Can you freeze Turkey Gravy?
Yes absolutely! This is what I always do. Just let it cool, put it in labeled ziplock bags, and stick it in the freezer until you’re ready to use it. I don’t recommend freezing it, defrosting it, and then refreezing it. This is why smaller ziplock bags, like quart size, are a good plan – just pull out one at a time. You can always get more out if you need it.
Make Ahead Turkey Gravy Recipe FAQs
The best way to add flavor to turkey gravy is with a bouillon base. You’d think I’m working for Better than Bouillon or something the way I won’t stop talking about it, but no, I’m just a huge fan. And always have it on hand, right there in the fridge. Turkey broth has flavor, don’t get me wrong, but it’s not as concentrated as the flavor in a bouillon base (turkey and chicken both work here). It’s also more consistent. And on a nostalgic holiday like Thanksgiving, getting those memories juuuust right is important, ok?
Cornstarch and flour are usually pretty interchangeable thickeners. But when you’re planning from the very beginning to freeze and reheat something, flour’s the one to choose. Flour also makes the gravy look more substantial and less translucent–meaning your gravy won’t look thin and watery.
More great make ahead recipes for Turkey Day:
Best Make Ahead Gravy for Turkey
- 4 turkey wings or other parts, 4 to 5 pounds total
- 2 medium onions, roughly chopped
- 1 cup water
- 6 cups chicken broth, *
- 1-2 carrots, chopped
- ½ teaspoon thyme, dried
- 3/4 cup all-purpose flour
- 2 cups chicken broth, *
- 2 tablespoons butter
- 1/2 teaspoon ground pepper, more to taste
- 1/2 to 1 teaspoon salt
- Preheat your oven to 400 degrees F. Lightly grease a large baking sheet. (I used foil in the photo above out of habit, but there is no need.)
- Place wings and other turkey parts on the pan. Scatter the onions over the pan.
- Roast at 400 for 1 hour, up to an hour and 15 minutes. Make sure the parts are browned on top.
- Remove the turkey parts to a large stock pot.

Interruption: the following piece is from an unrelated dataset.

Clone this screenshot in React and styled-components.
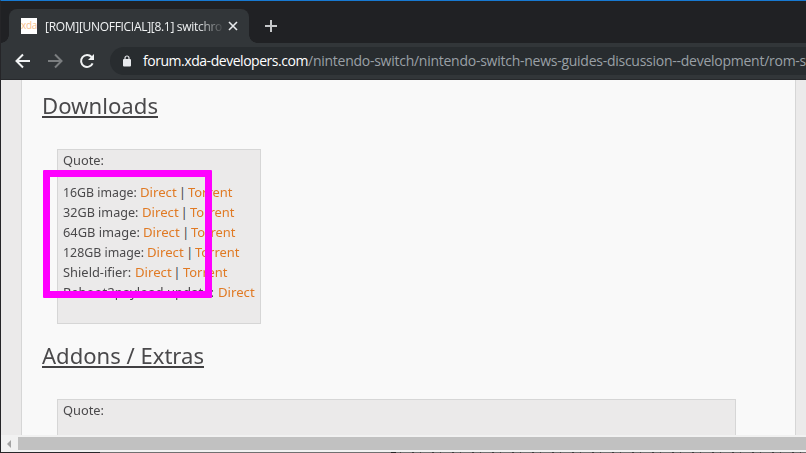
import React, { useLayoutEffect, useRef, useState } from "react";
import styled, { createGlobalStyle } from "styled-components";

const GlobalStyle = createGlobalStyle`
  * { box-sizing: border-box; }
  html, body { margin: 0; padding: 0; overflow: hidden; background: #1f1f22; }
`;

const Window = styled.div`
  position: relative;
  display: flex;
  flex-direction: column;
  width: 806px;
  height: 453px;
  overflow: hidden;
  border-top: 1px solid #1779d2;
  border-left: 1px solid #252528;
  background: #202124;
`;

const TabStrip = styled.div`
  flex: none;
  display: flex;
  height: 42px;
  padding: 8px 0 0 8px;
  background: #202124;
`;

const Tab = styled.div`
  position: relative;
  display: flex;
  align-items: center;
  width: 240px;
  height: 34px;
  padding: 0 10px 0 12px;
  border-radius: 8px 8px 0 0;
  background: #323639;
  &::before, &::after {
    content: "";
    position: absolute;
    bottom: 0;
    width: 8px;
    height: 8px;
  }
  &::before {
    left: -8px;
    background: radial-gradient(circle at 0 0, transparent 7.5px, #323639 8px);
  }
  &::after {
    right: -8px;
    background: radial-gradient(circle at 100% 0, transparent 7.5px, #323639 8px);
  }
`;

const Favicon = styled.div`
  flex: none;
  display: flex;
  justify-content: center;
  width: 16px;
  height: 16px;
  overflow: hidden;
  background: #fff;
  color: #f7c08e;
  font: 10px/14px "Open Sans", sans-serif;
  letter-spacing: -0.3px;
`;

const TabTitle = styled.div`
  flex: none;
  width: 177px;
  margin-left: 8px;
  padding-top: 1px;
  white-space: nowrap;
  color: #f1f3f4;
  font: 12px/16px "Open Sans", sans-serif;
  mask-image: linear-gradient(to right, #000 152px, rgba(0, 0, 0, 0.1) 177px);
`;

const CloseIcon = styled.svg`
  flex: none;
  width: 10px;
  height: 10px;
  margin-left: 6px;
`;

const PlusIcon = styled.svg`
  width: 12px;
  height: 12px;
  margin: 11px 0 0 16px;
`;

const Toolbar = styled.div`
  flex: none;
  display: flex;
  align-items: center;
  height: 37px;
  padding: 0 0 1px 14px;
  border-bottom: 1px solid #27292c;
  background: #323639;
`;

const NavIcon = styled.svg`
  flex: none;
  width: 16px;
  height: 16px;
  margin-right: 16px;
`;

const Omnibox = styled.div`
  flex: 1;
  display: flex;
  align-items: center;
  height: 28px;
  margin-left: -1px;
  padding-left: 13px;
  border-radius: 14px 0 0 14px;
  background: #282c2f;
`;

const LockIcon = styled.svg`
  flex: none;
  width: 8px;
  height: 12px;
  margin-right: 12px;
`;

const Url = styled.div`
  flex: none;
  padding-top: 1px;
  white-space: nowrap;
  color: #9aa0a6;
  font: 14px/20px "Open Sans", sans-serif;
`;

const Host = styled.span`
  color: #fff;
`;

const Viewport = styled.div`
  flex: none;
  height: 355px;
  padding: 0 10px 0 20px;
  overflow: hidden;
  background: #ebeaea;
`;

const Article = styled.main`
  height: 355px;
  padding: 13px 0 0 20px;
  border: solid #d6d6d6;
  border-width: 0 1px;
  background: #f9f9f9;
  color: #4a494b;
  font: 13.4px/20px "Noto Sans", sans-serif;
`;

const Heading = styled.h2`
  width: max-content;
  height: 25px;
  margin: 0;
  border-bottom: 2px solid #414042;
  color: #4a494b;
  font: 400 22.5px/25px "Noto Sans", sans-serif;
  white-space: nowrap;
`;

const QuoteBox = styled.section`
  width: ${(p) => p.$width}px;
  height: 175px;
  margin: 31px 0 19px 15px;
  padding: 0 0 0 5px;
  border: 1px solid #d6d6d6;
  background: #ebeaea;
`;

const QuoteTitle = styled.div`
  height: 32px;
`;

const DownloadRow = styled.div`
  display: flex;
  height: 20px;
`;

const TextRun = styled.span`
  flex: none;
  display: inline-block;
  white-space: pre;
  transform-origin: 0 50%;
  width: ${(p) => p.$width}px;
`;

const Link = styled.a`
  flex: none;
  color: #e07a24;
`;

const Divider = styled.span`
  flex: none;
  width: 11.5px;
  text-align: center;
`;

const Scrollbar = styled.div`
  flex: none;
  display: flex;
  align-items: center;
  height: 17px;
  background: #f1f1f1;
`;

const ArrowIcon = styled.svg`
  width: 4px;
  height: 8px;
  margin: 0 7px 0 6px;
`;

const Thumb = styled.div`
  flex: 1;
  height: 13px;
  background: #c1c1c1;
`;

const BottomEdge = styled.div`
  flex: none;
  height: 1px;
  background: linear-gradient(to right, #29272a 99px, #707070 99px 390px, #242424 390px 395px, transparent 395px),
    repeating-linear-gradient(to right, #707070 0 11px, #3b3b3b 11px 13px, #707070 13px 19px, #444 19px 20px);
`;

const Highlight = styled.div`
  position: absolute;
  left: 42px;
  top: 169px;
  width: 169px;
  height: 128px;
  border: 7px solid #ff00ff;
  border-radius: 1px;
`;

/* Makes a run of text occupy a given width, by tracking or by condensing the glyphs. */
function Fit({ width, condense, children }) {
  const ref = useRef(null);
  const [style, setStyle] = useState(null);
  useLayoutEffect(() => {
    const range = document.createRange();
    range.selectNodeContents(ref.current);
    const natural = range.getBoundingClientRect().width;
    setStyle(
      condense
        ? { transform: `scaleX(${width / natural})` }
        : { letterSpacing: (width - natural) / ref.current.textContent.length }
    );
  }, [width, condense]);
  return (
    <TextRun ref={ref} $width={width} style={style}>
      {children}
    </TextRun>
  );
}

const downloads = [
  { label: "16GB image:", width: 77, torrent: true },
  { label: "32GB image:", width: 78.8, torrent: true },
  { label: "64GB image:", width: 80.2, torrent: true },
  { label: "128GB image:", width: 84.3, torrent: true },
  { label: "Shield-ifier:", width: 71.5, torrent: true },
  { label: "Reboot2payload update:", width: 154.5 },
];

export default function App() {
  return (
    <>
      <GlobalStyle />
      <Window>
        <TabStrip>
          <Tab>
            <Favicon>xda</Favicon>
            <TabTitle>
              <Fit width={177}>[ROM][UNOFFICIAL][8.1] switchro</Fit>
            </TabTitle>
            <CloseIcon viewBox="0 0 10 10" fill="none" stroke="#e8eaed" strokeWidth="1.6">
              <path d="M1 1l8 8M9 1l-8 8" />
            </CloseIcon>
          </Tab>
          <PlusIcon viewBox="0 0 12 12" fill="none" stroke="#c6c8ca" strokeWidth="2">
            <path d="M6 0v12M0 6h12" />
          </PlusIcon>
        </TabStrip>
        <Toolbar>
          <NavIcon viewBox="0 0 16 16" fill="none" stroke="#f1f3f4" strokeWidth="2">
            <path d="M15 8H2.5M8 1.5L1.5 8L8 14.5" />
          </NavIcon>
          <NavIcon viewBox="0 0 16 16" fill="none" stroke="#7b7e80" strokeWidth="2">
            <path d="M1 8h12.5M8 1.5L14.5 8L8 14.5" />
          </NavIcon>
          <NavIcon viewBox="0 0 16 16" fill="none" stroke="#f1f3f4" strokeWidth="2">
            <path d="M13.6 10.3A6 6 0 1 1 12.6 4" />
            <path d="M15 1v6H9z" fill="#f1f3f4" stroke="none" />
          </NavIcon>
          <Omnibox>
            <LockIcon viewBox="0 0 8 12">
              <path d="M2 5V3a2 2 0 0 1 4 0V5" fill="none" stroke="#e8eaed" strokeWidth="1.2" />
              <rect y="4" width="8" height="7.5" rx="1" fill="#e8eaed" />
            </LockIcon>
            <Url>
              <Host>
                <Fit width={165}>forum.xda-developers.com</Fit>
              </Host>
              <Fit width={498}>/nintendo-switch/nintendo-switch-news-guides-discussion--development/rom-s</Fit>
            </Url>
          </Omnibox>
        </Toolbar>
        <Viewport>
          <Article>
            <Heading><Fit condense width={116}>Downloads</Fit></Heading>
            <QuoteBox $width={204}>
              <QuoteTitle><Fit condense width={41}>Quote:</Fit></QuoteTitle>
              {downloads.map((d) => (
                <DownloadRow key={d.label}>
                  <Fit condense width={d.width}>{d.label + " "}</Fit>
                  <Link><Fit condense width={36.7}>Direct</Fit></Link>
                  {d.torrent && <Divider>|</Divider>}
                  {d.torrent && <Link><Fit condense width={44.5}>Torrent</Fit></Link>}
                </DownloadRow>
              ))}
            </QuoteBox>
            <Heading><Fit condense width={162}>Addons / Extras</Fit></Heading>
            <QuoteBox $width={679}>
              <QuoteTitle><Fit condense width={41}>Quote:</Fit></QuoteTitle>
            </QuoteBox>
          </Article>
        </Viewport>
        <Scrollbar>
          <ArrowIcon viewBox="0 0 4 8"><path d="M4 0v8L0 4z" fill="#a3a3a3" /></ArrowIcon>
          <Thumb />
        </Scrollbar>
        <BottomEdge />
        <Highlight />
      </Window>
    </>
  );
}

- Place the baking sheet over two burners on your stove and turn both of them up to medium. Add 1 cup water and use a wooden spoon to stir up all the browned bits. When the bottom of the pan is clean, scrape the water into the pot with the turkey.

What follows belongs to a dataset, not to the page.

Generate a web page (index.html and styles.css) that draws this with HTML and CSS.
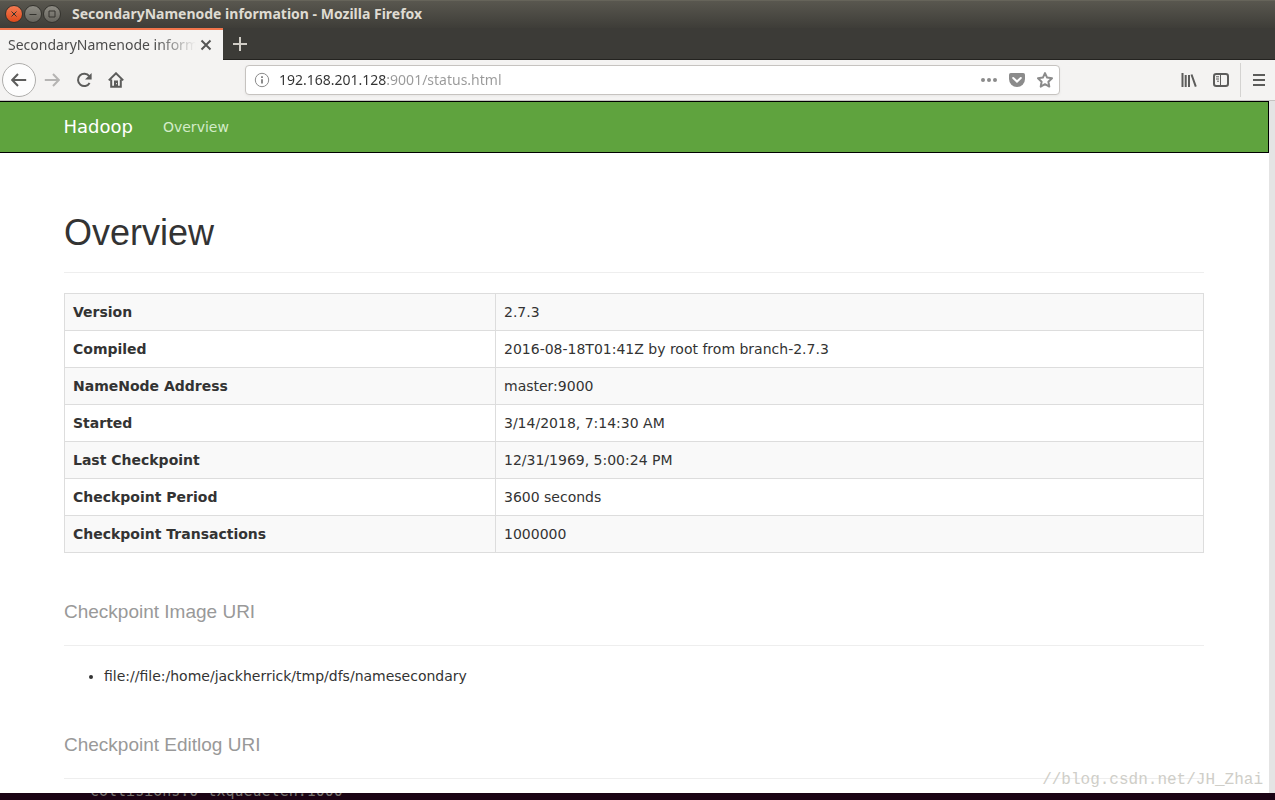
FILE: index.html
```html
<!DOCTYPE html>
<html lang="en">
<head>
<meta charset="utf-8">
<title>SecondaryNamenode information</title>
<link rel="stylesheet" href="styles.css">
</head>
<body>
<div class="window">
  <header class="titlebar">
    <button class="wm-button wm-close" aria-label="Close window"><svg viewBox="0 0 16 16"><path d="M5.5 5.5l5 5M10.5 5.5l-5 5"/></svg></button>
    <button class="wm-button" aria-label="Minimize"><svg viewBox="0 0 16 16"><path d="M4.5 8.5h7"/></svg></button>
    <button class="wm-button" aria-label="Maximize"><svg viewBox="0 0 16 16"><path d="M5 5h6v6H5z"/></svg></button>
    <span class="window-title">SecondaryNamenode information - Mozilla Firefox</span>
  </header>

  <div class="tabstrip">
    <div class="tab">
      <span class="tab-title">SecondaryNamenode information</span>
      <button class="tab-close" aria-label="Close tab"><svg viewBox="0 0 12 12"><path d="M1.5 1.5l9 9M10.5 1.5l-9 9"/></svg></button>
    </div>
    <button class="new-tab" aria-label="New tab"><svg viewBox="0 0 14 14"><path d="M7 0v14M0 7h14"/></svg></button>
  </div>

  <div class="toolbar">
    <div class="nav-buttons">
      <button class="tool back" aria-label="Back"><svg viewBox="0 0 16 16"><path d="M15.2 8H1.5M7 2L1.2 8L7 14"/></svg></button>
      <button class="tool forward" aria-label="Forward" disabled><svg viewBox="0 0 16 16"><path d="M.8 8h13.7M9 2l5.8 6L9 14"/></svg></button>
      <button class="tool" aria-label="Reload"><svg viewBox="0 0 16 16"><path d="M13.2 4.2A6.2 6.2 0 1 0 13.6 11"/><path class="solid" d="M15.6 1v6.6H9z"/></svg></button>
      <button class="tool" aria-label="Home"><svg viewBox="0 0 16 16"><path d="M.8 8.4L8 1.3l7.2 7.1M3.2 7.5V14.8h9.6V7.5"/><path class="solid" d="M6 8.5h4v6H6z"/><path class="hole" d="M8.5 11.2v1"/></svg></button>
    </div>
    <div class="urlbar">
      <button class="url-button" aria-label="Site information"><svg viewBox="0 0 16 16"><circle cx="8" cy="8" r="6.7"/><path class="stem" d="M8 7.2v4.3M8 4.3v1.7"/></svg></button>
      <input class="url" type="text" aria-label="Address" value="192.168.201.128:9001/status.html">
      <button class="url-button" aria-label="Page actions"><svg viewBox="0 0 16 16"><g class="solid"><circle cx="2" cy="8" r="2"/><circle cx="8" cy="8" r="2"/><circle cx="14" cy="8" r="2"/></g></svg></button>
      <button class="url-button" aria-label="Save to Pocket"><svg viewBox="0 0 16 16"><path class="solid" d="M1.8 1h12.4Q16 1 16 2.8V7a8 8 0 0 1-16 0V2.8Q0 1 1.8 1z"/><path class="check" d="M4.2 6L8 9.6L11.8 6"/></svg></button>
      <button class="url-button" aria-label="Bookmark"><svg viewBox="0 0 16 16"><path class="star" d="M8 1.1l2.1 4.5 4.9.7-3.6 3.4.9 4.9L8 12.2l-4.3 2.4.9-4.9L1 6.3l4.9-.7z"/></svg></button>
    </div>
    <div class="menu-buttons">
      <button class="tool" aria-label="Library"><svg viewBox="0 0 16 16"><path d="M1.5 1v14M4.7 3v12M8 3v12M10.5 2.5l4.3 12.2"/></svg></button>
      <button class="tool" aria-label="Sidebars"><svg viewBox="0 0 16 16"><rect x="1" y="2" width="14" height="12" rx="2.2"/><path class="thin" d="M7.5 2v12M3 4.8h3M3 7h3M4 9.2h2"/></svg></button>
      <span class="divider"></span>
      <button class="tool" aria-label="Open menu"><svg viewBox="0 0 16 16"><path d="M2 3h12M2 8h12M2 13h12"/></svg></button>
    </div>
  </div>

  <div class="viewport">
    <div class="page">
      <nav class="navbar">
        <div class="container nav-inner">
          <a class="brand" href="#">Hadoop</a>
          <a class="nav-link" href="#">Overview</a>
        </div>
      </nav>
      <main class="container">
        <h1 class="page-title">Overview</h1>
        <table class="summary">
          <tbody>
            <tr><th scope="row">Version</th><td>2.7.3</td></tr>
            <tr><th scope="row">Compiled</th><td>2016-08-18T01:41Z by root from branch-2.7.3</td></tr>
            <tr><th scope="row">NameNode Address</th><td>master:9000</td></tr>
            <tr><th scope="row">Started</th><td>3/14/2018, 7:14:30 AM</td></tr>
            <tr><th scope="row">Last Checkpoint</th><td>12/31/1969, 5:00:24 PM</td></tr>
            <tr><th scope="row">Checkpoint Period</th><td>3600 seconds</td></tr>
            <tr><th scope="row">Checkpoint Transactions</th><td>1000000</td></tr>
          </tbody>
        </table>
        <h2 class="section-title">Checkpoint Image URI</h2>
        <ul class="uris"><li>file://file:/home/jackherrick/tmp/dfs/namesecondary</li></ul>
        <h2 class="section-title">Checkpoint Editlog URI</h2>
      </main>
    </div>
    <div class="scrollbar"></div>
  </div>

  <div class="terminal"><span>collisions:0 txqueuelen:1000</span></div>
  <span class="watermark">//blog.csdn.net/JH_Zhai</span>
</div>
</body>
</html>
```
FILE: styles.css
```css
* { box-sizing: border-box; }

body {
  margin: 0;
  font-family: "DejaVu Sans", sans-serif;
  font-size: 14px;
  line-height: 20px;
  color: #333;
}

button {
  display: flex;
  align-items: center;
  justify-content: center;
  flex: none;
  padding: 0;
  border: 0;
  background: none;
}

svg {
  display: block;
  fill: none;
  stroke: currentColor;
}

svg .solid { fill: currentColor; stroke: none; }

.window {
  position: relative;
  display: flex;
  flex-direction: column;
  height: 100vh;
  overflow: hidden;
}

/* Window frame */
.titlebar {
  display: flex;
  flex: none;
  align-items: center;
  height: 28px;
  padding-left: 5px;
  background: linear-gradient(#5a5850, #3e3d38);
  box-shadow: inset 0 1px #66645a;
}

.wm-button {
  width: 18px;
  height: 18px;
  margin-right: 1px;
  border: 1px solid #34332e;
  border-radius: 50%;
  background: linear-gradient(#8d8b83, #67655e);
  color: #34332e;
}

.wm-button svg { flex: none; width: 16px; height: 16px; }
.wm-close { background: linear-gradient(#f47b52, #df4a1b); }

.window-title {
  margin-left: 10px;
  font: bold 14px/20px "Noto Sans", sans-serif;
  color: #dfdbd2;
}

.tabstrip {
  display: flex;
  flex: none;
  height: 32px;
  background: #3c3b37;
  box-shadow: inset 0 -1px #242320;
}

.tab {
  display: flex;
  align-items: center;
  gap: 4px;
  width: 223px;
  padding: 0 11px 0 8px;
  border-top: 2px solid #f1754c;
  background: #f4f3f2;
  color: #4c4c4c;
}

.tab-title {
  flex: 1;
  overflow: hidden;
  font: 14px/20px "Noto Sans", sans-serif;
  white-space: nowrap;
  mask-image: linear-gradient(to left, transparent, #000 40px);
}

.tab-close svg { width: 12px; height: 12px; stroke-width: 2; }
.tab-close { color: #555; }
.new-tab { width: 34px; color: #d0cdc6; }
.new-tab svg { width: 14px; height: 14px; stroke-width: 2; }

/* Toolbar */
.toolbar {
  display: flex;
  flex: none;
  align-items: center;
  justify-content: space-between;
  height: 41px;
  padding-left: 2px;
  border-bottom: 1px solid #c5c3c1;
  background: #f4f3f2;
}

.nav-buttons, .menu-buttons { display: flex; align-items: center; }
.nav-buttons { width: 243px; }
.menu-buttons { width: 215px; justify-content: flex-end; }

.tool { width: 32px; height: 34px; color: #5c5c5b; }
.tool svg { width: 16px; height: 16px; stroke-width: 2; }
.back { width: 34px; border: 1px solid #aeadab; border-radius: 50%; background: #fdfdfd; }
.forward { color: #b5b4b3; }
.tool .hole { stroke: #f4f3f2; stroke-width: 1; }
.tool .thin { stroke-width: 1; }
.divider { width: 1px; height: 34px; margin: 0 2px 0 3px; background: #d4d3d1; }

.urlbar {
  display: flex;
  flex: 1;
  align-items: center;
  gap: 12px;
  height: 30px;
  padding: 0 6px 0 8px;
  border: 1px solid #c6c3c0;
  border-radius: 4px;
  background: #fff;
  box-shadow: 0 1px 3px #0000000d;
}

.url {
  flex: 1;
  min-width: 0;
  margin-left: -3px;
  padding: 0;
  border: 0;
  outline: 0;
  font: 14px/20px "Noto Sans", sans-serif;
  color: transparent;
  background: linear-gradient(to right, #333 108px, #999 108px);
  background-clip: text;
}

.url-button { color: #8b8b8b; }
.url-button svg { width: 16px; height: 16px; }
.url-button .stem { stroke-width: 2; }
.url-button .check { stroke: #fff; stroke-width: 2; stroke-linecap: round; }
.url-button .star { stroke-width: 2; stroke-linejoin: round; }

/* Web page */
.viewport {
  display: flex;
  flex: 1;
  min-height: 0;
  overflow: hidden;
  background: #fff;
}

.page { flex: 1; overflow: hidden; }
.scrollbar { width: 6px; background: #e4e4e4; }

.navbar { border: 1px solid #000; border-left: 0; background: #5fa33e; }
.container { max-width: 1171px; margin: 0 auto; padding: 0 16px 0 15px; }
.nav-inner { display: flex; align-items: center; gap: 30px; height: 50px; }
.navbar a { text-decoration: none; }
.brand { font-size: 18px; color: #fff; }
.nav-link { color: #d3ecc8; }

.page-title, .section-title {
  margin: 0 0 20px;
  border-bottom: 1px solid #eee;
  font-family: "Liberation Sans", sans-serif;
  font-weight: normal;
}

.page-title {
  padding: 60px 0 19px;
  font-size: 36px;
  line-height: 40px;
}

.section-title {
  padding: 48px 0 22px;
  font-size: 19px;
  line-height: 22px;
  color: #999;
}

.summary { width: 100%; border-collapse: collapse; }
.summary th, .summary td { padding: 8px; border: 1px solid #ddd; text-align: left; }
.summary th { width: 431px; }
.summary tr:nth-child(odd) { background: #f9f9f9; }
.uris { margin: 0; padding-left: 40px; }

/* Terminal window behind the browser */
.terminal {
  display: flex;
  flex: none;
  align-items: flex-end;
  height: 7px;
  padding-left: 90px;
  overflow: hidden;
  background: #1b0414;
  font: 15px/18px "DejaVu Sans Mono", monospace;
  color: #77736f;
}

.watermark {
  position: absolute;
  right: 12px;
  bottom: 8px;
  font: 16px/24px "Liberation Mono", monospace;
  color: #cfcec8;
}
```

- Add 6 cups chicken broth (or 6 cups water and 6 teaspoons turkey base.) Add the chopped carrots and the thyme.
- Simmer uncovered for about 1 and 1/2 hours.
- Remove the turkey parts and set aside. (You can pull off the meat and save it for something else, but I found that it was pretty tough.)
- Pour the remaining onion and carrot mixture through a colander into a bowl. (You can discard the veggies or snack on them).
- At this point I stuck the bowl in the freezer for about 20 minutes so that it was easy to skim the fat from the top.
- Pour the broth back into the pot. Bring to a gentle boil.
- Whisk together the flour and 2 cups broth, making sure to get out all the lumps.
- Slowly whisk the flour mixture into the broth. Boil for 5 minutes, stirring. Stir in butter, pepper, and salt.
- Taste it and see what you think. You can add more salt, pepper, thyme, or up to 1 teaspoon of turkey base.
- Let cool and freeze in ziplock bags. Let the gravy thaw in the fridge overnight, or just stick it in the microwave.
- If you are making a turkey on the day you plan to serve this gravy, add the fat-skimmed pan drippings to the gravy!